We wander through the Quarter and surrounding areas for hours on end. Bouncing between laughter, quiet reflections, and just pure insanity. We get home hours after the sun has come up, but we are still tripping. Liam has to go to work, and I have tickets to the Panic show that night. We hole up in our house for a while hoping to come down a little.
But, of course, the acid still rages. Liam heads off to work, somewhat calmed down but still wasted. I head to the parking lot of the show. I need to keep my head together, as I am still fighting the acid and now extreme tiredness. I take a couple of methadone wafers to try and calm down. It takes the edge off a little. I score a couple of bags of heroin and get a 5th of Jameson. I end up selling my tickets to the show because I just cannot seem to bear the crowd. By the end of the night, I am standing in the parking lot of the Memorial Auditorium with a bag of dope in one hand and a bottle of Jameson in the other. I am convinced at this point that these items are now my only connection to reality.

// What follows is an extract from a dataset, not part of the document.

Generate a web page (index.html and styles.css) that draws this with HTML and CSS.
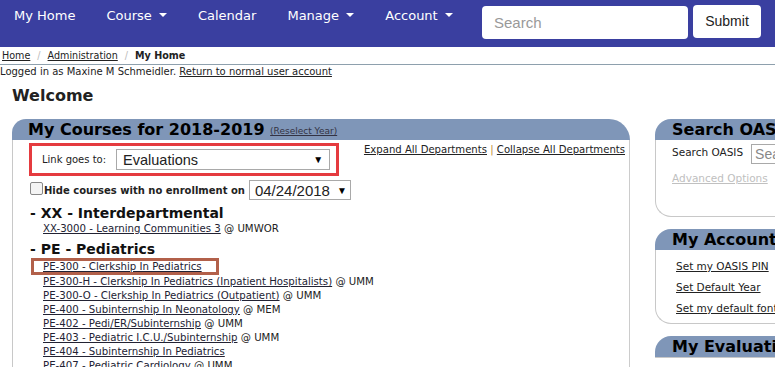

Thankfully, I make my way home and eventually drink enough to pass out. When I wake up, I feel like crap. My whole body is sore from being up for days, and my head is pounding from a hangover. My guts are wrenching, begging for another line of heroin. I get up, sifting insanely through my pockets for dope. I find several bags of cocaine that I have not even touched. This is when I realize I must have scored two days ago, but by then my mind was so far in space I did not use them. Thankfully, I have two bags of dope in the other pocket. I split one bag into two big, fat lines. I do one and leave the other for Liam.
Ahhhhhh, much better. Now, I curl up on the couch and turn on the stereo. Blind Melon, of course. My body relaxes, as I ponder the evils of acid. I remember all the reasons I swore it off years ago. I can honestly say I never touched that shit again. I can also say I think my mind is slightly changed forever from that night.